Don’t worry, I didn’t say I’ll be spending less time on The Grand Narrative™, but I do want to make working on it as enjoyable and rewarding as possible. That’s difficult to do without specific plans and goals for a blog, which is common-sense but which I had to read blogs about blogging such as this and this say to figure out myself. With that in mind, and remembering that if you can’t explain something to someone else then you don’t understand it yourself (the best thing my high-school physics teacher ever taught me), here are what I plan to post about on the blog in the next 3 months or so:
January: Explaining what exactly a “developmental state” is, of which Korea has been described as the prototypical example. Sure, that might not appear very thrilling at first glance, or even second and third, but trying to understand present-day Korea without knowing what it is would be like trying to understand postwar European social-democracies without knowing who Keynes was, or sexual liberation since the 1960s without reference to the contraceptive pill. It’s by now a huge concept, with an extensive literature, and so reading different books may mean that your notion of what a developmental state is may be completely unlike mine, which can inhibit discussion. But regardless of specific policies and circumstances, for me its ethos is fundamental and is what I’ll concentrate on, for it pervades all aspects of Korean life today: not just in obvious areas such as politics and economics, but with a no-less palpable role in things like consumer behaviour, the education system, and even cultural expression too.
February: You don’t need to be a regular reader of my blog to know that Korean society is rapidly changing, in a much shorter time-frame than for Western countries. This is what makes it so interesting to study, and I’ve recently blogged about some aspects of Korean sociology such as premarital sex, cohabitation and flatting, and said that I would look at histories of the same in Western countries to judge if Korean society is ”converging” towards those as its economy further develops. I’ve never technically studied sociology though, and in hindsight a few chats with my parents about their flatting days while they’re driving doesn’t really cut it for filling in those blanks, so although this is a blog about Korea I need a decent grounding in the subject before I can study Korea properly. With that in mind, I’ve just bought the following books:

Choices and Constraints in Family Life by Maureen Baker. Oxford University Press, USA (2007), Paperback, 216 pages

The New Zealand Family from 1840 by D. Ian Pool. Auckland University Press (2007), Paperback, 342 pages
The first is very basic, and reads like a sociology 101 textbook. Come to think of it, seeing as I got it from the textbook section of the University of Auckland bookstore, that’s precisely what it is. But despite it’s simplicity, it does give a good introduction to the subject and covers a lot of countries, and is a lot more reliable than my own vague notions of the subject from my own experiences and episodes of Friends. It’s still not adequate for the subject by itself of course, so I was glad to also find the very thick, detailed tome underneath that (and very annoyed that I couldn’t get it at Whatthebook? in Korea). Sure, it’s just about New Zealand, but seeing as how that’s the only Western country I’ve ever flatted in then it’s a good place to start, and of course much of it will be relevant to other countries.
March: With that out of the way, I can’t make meaningful judgments about Korea without contrasting and comparing it to other developed Asian democratic and capitalist societies, namely Japan and Taiwan, but also maybe semi-democratic Hong Kong and Singapore. Much of that month will be spent getting a handle on what English language material is available, and in the case of Korea, using my by then hopefully much better Korean skills to use Korean sources to get some detailed statistics. But reading Korean academic sources is still some way off unfortunately.
I do have some plans for after that too, but 3 months ahead is a wise place to stop. And I won’t exclusively be posting about those subjects in those periods, other things will come up from time to time of course (no pun intended), and with the TOPIK test being in March I’ll be blogging a lot about learning Korean too. But that is the gist of things to come in the next few months, and I hope you enjoy them.

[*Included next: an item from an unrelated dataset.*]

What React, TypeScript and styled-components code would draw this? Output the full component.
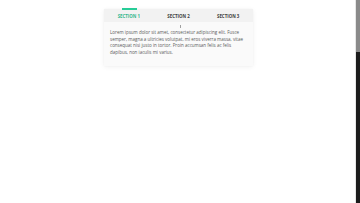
import React from "react";
import styled, { createGlobalStyle } from "styled-components";

const Global = createGlobalStyle`
  html, body { margin: 0; padding: 0; background: #ffffff; overflow: hidden; }
  body { font-family: "Open Sans", "Liberation Sans", sans-serif; }
`;

const Page = styled.div`
  height: 203px;
  padding-top: 9px;
  box-sizing: border-box;
  display: flex;
  justify-content: center;
  align-items: flex-start;
  padding-right: 5px;
`;

const Card = styled.div`
  width: 149px;
  margin-left: 2px;
  background: #fafafa;
  box-shadow: 0 1px 5px rgba(0, 0, 0, 0.06), 0 0 2px rgba(0, 0, 0, 0.03);
`;

const TabBar = styled.div`
  display: grid;
  grid-template-columns: repeat(3, 1fr);
  background: #f2f2f2;
  height: 13px;
`;

const Tab = styled.div<{ $active?: boolean }>`
  position: relative;
  display: flex;
  align-items: center;
  justify-content: center;
  font-size: 4.4px;
  font-weight: 700;
  color: ${(p) => (p.$active ? "#32b88d" : "#404040")};
  &::before {
    content: "";
    display: ${(p) => (p.$active ? "block" : "none")};
    position: absolute;
    top: -1px;
    left: 50%;
    width: 15px;
    height: 2px;
    margin-left: -7px;
    background: #27cc97;
  }
`;

const Content = styled.div`
  position: relative;
  padding: 7px 5px 10px 6px;
  font-size: 4.5px;
  line-height: 6.7px;
  color: #5a5a5a;
`;

const Caret = styled.span`
  position: absolute;
  top: 3px;
  left: 76px;
  width: 1px;
  height: 3px;
  background: #a0a0a0;
`;

const Scrollbar = styled.div`
  position: fixed;
  top: 0;
  right: 0;
  width: 4px;
  height: 203px;
  background: #1c1c1c;
  border-left: 1px solid #e6e6e6;
  display: flex;
  flex-direction: column;
`;

const Thumb = styled.div`
  height: 52px;
  background: #8a8a8a;
`;

export default function App() {
  return (
    <>
      <Global />
      <Page>
        <Card>
          <TabBar>
            <Tab $active>SECTION 1</Tab>
            <Tab>SECTION 2</Tab>
            <Tab>SECTION 3</Tab>
          </TabBar>
          <Content>
            <Caret />
            Lorem ipsum dolor sit amet, consectetur adipiscing elit. Fusce
            semper, magna a ultricies volutpat, mi eros viverra massa, vitae
            consequat nisi justo in tortor. Proin accumsan felis ac felis
            dapibus, non iaculis mi varius.
          </Content>
        </Card>
      </Page>
      <Scrollbar>
        <Thumb />
      </Scrollbar>
    </>
  );
}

Nice blog, and thank you very much for the link. Have a great 2008! :)
I look forward to those three months. I’m a regular reader and almost-never commenter. But I’m interested to see what texts/histories/accounts you will be pulling from.
Happy New Year (hasn’t hit us here in California, yet)
Thanks Roger, although actually I already know, my big brother WordPress blog stats told me. I’ve been reading your own blog on and off since I found it when you first linked to mine, and to be honest I find it quite amusing, although I really have no idea what you do exactly!
As for my sources, things are going to be tough now that I’ve stopped doing my MA and no longer have access to an online library. But I’ve been studying developmental states on and off for the past ten years or so and have a good bookshelf’s worth of material on them for January, and of course those two books on the sociology of the family I mention will occupy me in February.
March will be more difficult though, because I don’t know where to start with specialised English-language literature on Taiwan, HK and Singapore (don’t have any in any subject). And as for Japan, I do have many books but only really Sugimoto’s on sociology (although it is excellent). I’d much rather use comparative regional studies, and as I’ll explain in March, thought I’d found the answer to my prayers in this book, but it turned out to be rather light and very outdated. The search continues.
In the meantime, let me say thanks for the comment and happy new year too before I forget.